Gather from the listing below each line that includes the word "styled", and copy it.

- - - - - - -

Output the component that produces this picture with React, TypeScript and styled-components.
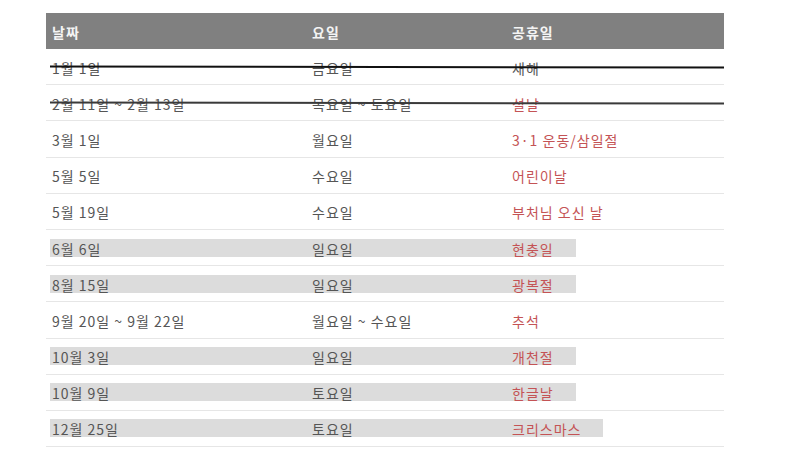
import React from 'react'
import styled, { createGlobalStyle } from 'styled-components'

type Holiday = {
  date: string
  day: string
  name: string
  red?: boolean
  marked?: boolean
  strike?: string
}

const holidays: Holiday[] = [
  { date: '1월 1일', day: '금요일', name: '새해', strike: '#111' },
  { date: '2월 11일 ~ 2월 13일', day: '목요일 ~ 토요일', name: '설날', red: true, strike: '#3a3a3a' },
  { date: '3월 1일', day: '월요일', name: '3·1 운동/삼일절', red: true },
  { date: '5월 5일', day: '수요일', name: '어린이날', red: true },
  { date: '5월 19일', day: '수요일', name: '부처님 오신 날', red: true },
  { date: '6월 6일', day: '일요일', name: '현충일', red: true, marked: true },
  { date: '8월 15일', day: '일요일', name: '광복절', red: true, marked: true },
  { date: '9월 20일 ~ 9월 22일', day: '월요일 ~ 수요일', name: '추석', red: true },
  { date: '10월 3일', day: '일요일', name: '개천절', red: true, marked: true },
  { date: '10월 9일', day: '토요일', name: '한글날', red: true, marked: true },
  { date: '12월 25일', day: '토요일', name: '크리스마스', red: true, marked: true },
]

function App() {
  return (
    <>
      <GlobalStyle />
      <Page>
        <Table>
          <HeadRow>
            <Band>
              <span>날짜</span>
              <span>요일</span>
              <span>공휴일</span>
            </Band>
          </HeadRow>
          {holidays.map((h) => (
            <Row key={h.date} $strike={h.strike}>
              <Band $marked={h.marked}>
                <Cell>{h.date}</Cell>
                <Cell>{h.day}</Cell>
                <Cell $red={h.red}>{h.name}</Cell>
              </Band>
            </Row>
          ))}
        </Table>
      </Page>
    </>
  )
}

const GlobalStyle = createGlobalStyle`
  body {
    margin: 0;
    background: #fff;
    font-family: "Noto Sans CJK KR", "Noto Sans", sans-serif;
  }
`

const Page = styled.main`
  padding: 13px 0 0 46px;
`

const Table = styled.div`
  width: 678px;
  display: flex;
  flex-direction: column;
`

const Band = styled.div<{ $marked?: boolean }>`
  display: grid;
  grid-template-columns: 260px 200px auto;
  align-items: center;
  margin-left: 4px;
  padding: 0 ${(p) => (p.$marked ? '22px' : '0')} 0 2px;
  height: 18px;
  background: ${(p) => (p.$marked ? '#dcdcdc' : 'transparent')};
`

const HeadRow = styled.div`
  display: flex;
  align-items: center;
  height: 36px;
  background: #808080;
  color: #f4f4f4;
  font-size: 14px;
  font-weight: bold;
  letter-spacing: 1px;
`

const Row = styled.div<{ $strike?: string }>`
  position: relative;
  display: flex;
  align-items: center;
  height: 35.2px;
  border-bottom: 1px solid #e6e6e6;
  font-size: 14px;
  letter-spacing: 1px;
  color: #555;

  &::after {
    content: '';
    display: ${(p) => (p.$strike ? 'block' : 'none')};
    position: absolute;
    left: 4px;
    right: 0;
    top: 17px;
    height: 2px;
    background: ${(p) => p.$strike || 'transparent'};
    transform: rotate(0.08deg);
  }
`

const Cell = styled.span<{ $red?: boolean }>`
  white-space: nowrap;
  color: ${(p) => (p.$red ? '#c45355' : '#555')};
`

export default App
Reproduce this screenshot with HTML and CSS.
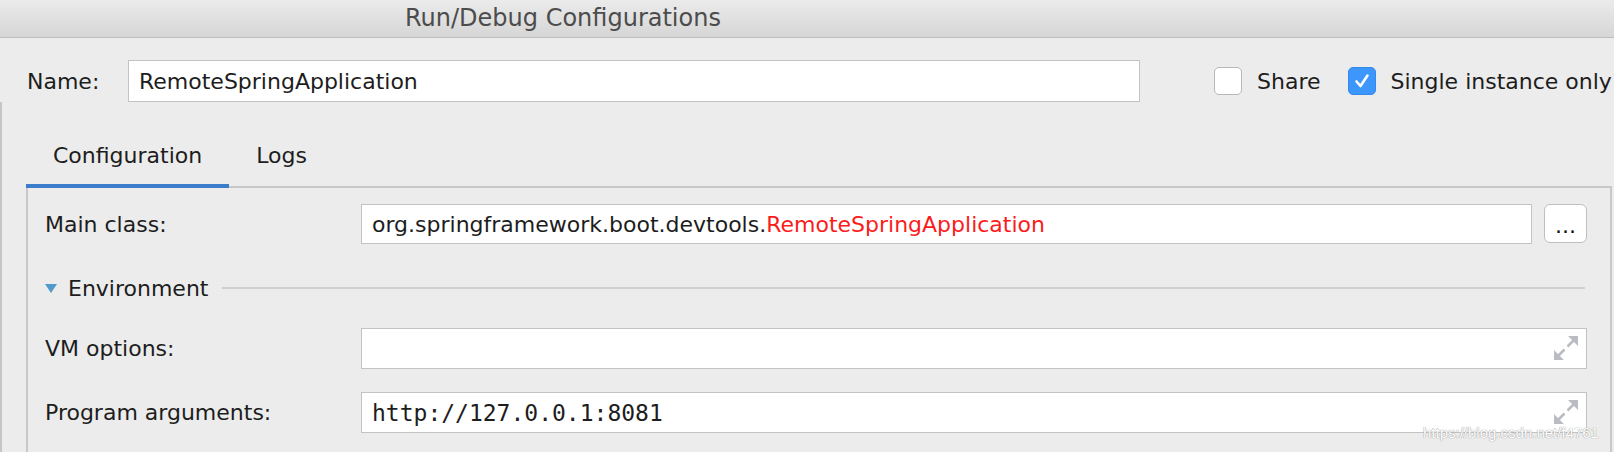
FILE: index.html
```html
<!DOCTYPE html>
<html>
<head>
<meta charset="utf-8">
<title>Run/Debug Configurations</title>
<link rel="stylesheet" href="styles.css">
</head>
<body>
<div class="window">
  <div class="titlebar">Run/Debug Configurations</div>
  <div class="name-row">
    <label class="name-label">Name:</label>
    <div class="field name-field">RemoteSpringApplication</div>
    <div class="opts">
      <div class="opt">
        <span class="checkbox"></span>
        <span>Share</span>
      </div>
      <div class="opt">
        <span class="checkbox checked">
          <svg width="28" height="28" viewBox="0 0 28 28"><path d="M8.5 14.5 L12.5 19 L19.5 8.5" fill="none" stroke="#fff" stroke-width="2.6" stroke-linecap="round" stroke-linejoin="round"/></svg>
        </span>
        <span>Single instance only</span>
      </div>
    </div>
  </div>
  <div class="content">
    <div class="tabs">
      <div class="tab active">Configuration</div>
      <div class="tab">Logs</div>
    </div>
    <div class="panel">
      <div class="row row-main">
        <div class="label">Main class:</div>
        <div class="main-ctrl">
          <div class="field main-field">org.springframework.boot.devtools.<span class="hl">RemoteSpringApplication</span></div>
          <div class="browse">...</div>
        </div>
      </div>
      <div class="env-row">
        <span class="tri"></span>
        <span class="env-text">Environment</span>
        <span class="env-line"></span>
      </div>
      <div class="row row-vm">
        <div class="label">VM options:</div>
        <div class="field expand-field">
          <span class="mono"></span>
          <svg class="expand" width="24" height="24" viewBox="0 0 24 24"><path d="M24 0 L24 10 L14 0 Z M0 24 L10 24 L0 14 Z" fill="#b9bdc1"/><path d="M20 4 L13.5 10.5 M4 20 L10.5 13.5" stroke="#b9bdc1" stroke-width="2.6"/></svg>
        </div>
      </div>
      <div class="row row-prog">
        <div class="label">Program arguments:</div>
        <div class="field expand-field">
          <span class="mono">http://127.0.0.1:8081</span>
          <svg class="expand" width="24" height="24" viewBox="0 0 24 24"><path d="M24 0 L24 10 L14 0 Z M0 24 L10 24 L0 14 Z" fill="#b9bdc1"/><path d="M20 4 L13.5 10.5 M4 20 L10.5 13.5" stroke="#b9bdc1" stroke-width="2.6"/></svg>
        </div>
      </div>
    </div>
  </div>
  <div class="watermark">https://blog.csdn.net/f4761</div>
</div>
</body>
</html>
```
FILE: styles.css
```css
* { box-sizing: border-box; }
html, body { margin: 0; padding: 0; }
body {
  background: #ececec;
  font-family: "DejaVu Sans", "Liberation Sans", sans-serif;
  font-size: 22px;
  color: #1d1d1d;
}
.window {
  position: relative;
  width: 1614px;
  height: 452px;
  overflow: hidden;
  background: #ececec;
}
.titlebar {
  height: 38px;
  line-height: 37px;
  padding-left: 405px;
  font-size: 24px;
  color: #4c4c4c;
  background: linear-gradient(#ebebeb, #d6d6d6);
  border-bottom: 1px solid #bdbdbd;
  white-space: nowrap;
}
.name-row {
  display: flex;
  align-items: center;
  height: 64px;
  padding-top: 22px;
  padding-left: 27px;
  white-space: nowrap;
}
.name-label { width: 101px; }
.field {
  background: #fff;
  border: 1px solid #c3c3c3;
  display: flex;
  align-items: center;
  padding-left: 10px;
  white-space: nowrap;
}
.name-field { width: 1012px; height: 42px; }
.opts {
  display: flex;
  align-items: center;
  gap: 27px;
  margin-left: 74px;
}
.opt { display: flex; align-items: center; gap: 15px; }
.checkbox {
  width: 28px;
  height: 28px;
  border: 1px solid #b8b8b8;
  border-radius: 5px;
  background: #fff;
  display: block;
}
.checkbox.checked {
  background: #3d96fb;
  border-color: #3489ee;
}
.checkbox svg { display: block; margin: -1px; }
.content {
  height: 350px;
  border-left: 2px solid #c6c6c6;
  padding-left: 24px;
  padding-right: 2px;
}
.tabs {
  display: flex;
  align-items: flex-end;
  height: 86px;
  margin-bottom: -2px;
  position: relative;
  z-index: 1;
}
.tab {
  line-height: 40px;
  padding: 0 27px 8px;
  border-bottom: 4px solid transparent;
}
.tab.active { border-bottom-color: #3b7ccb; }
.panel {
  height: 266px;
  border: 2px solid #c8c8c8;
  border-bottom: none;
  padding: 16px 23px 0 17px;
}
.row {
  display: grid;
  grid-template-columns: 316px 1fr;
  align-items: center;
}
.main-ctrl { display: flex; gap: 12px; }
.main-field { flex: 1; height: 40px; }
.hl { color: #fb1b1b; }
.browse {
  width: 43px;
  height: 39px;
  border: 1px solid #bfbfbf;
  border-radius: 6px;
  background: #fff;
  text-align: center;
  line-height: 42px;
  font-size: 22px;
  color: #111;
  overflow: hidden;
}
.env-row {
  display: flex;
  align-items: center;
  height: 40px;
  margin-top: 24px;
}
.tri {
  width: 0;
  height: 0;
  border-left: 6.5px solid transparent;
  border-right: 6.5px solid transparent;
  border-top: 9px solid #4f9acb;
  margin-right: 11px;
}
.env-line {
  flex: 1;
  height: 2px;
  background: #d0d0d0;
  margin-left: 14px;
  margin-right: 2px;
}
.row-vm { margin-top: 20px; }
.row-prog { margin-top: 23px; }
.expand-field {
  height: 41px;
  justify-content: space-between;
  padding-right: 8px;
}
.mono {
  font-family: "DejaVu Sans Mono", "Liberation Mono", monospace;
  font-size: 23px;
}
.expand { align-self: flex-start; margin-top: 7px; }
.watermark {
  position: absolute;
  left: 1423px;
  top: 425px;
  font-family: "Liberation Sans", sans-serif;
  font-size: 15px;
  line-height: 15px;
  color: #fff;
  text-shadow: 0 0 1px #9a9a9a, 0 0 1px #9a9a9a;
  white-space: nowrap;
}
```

- - - - - - -

* The response:
Output the component that produces this picture with React, TypeScript and styled-components.
import styled, { createGlobalStyle } from 'styled-components'
const Page = styled.main`
const Table = styled.div`
const Band = styled.div<{ $marked?: boolean }>`
const HeadRow = styled.div`
const Row = styled.div<{ $strike?: string }>`
const Cell = styled.span<{ $red?: boolean }>`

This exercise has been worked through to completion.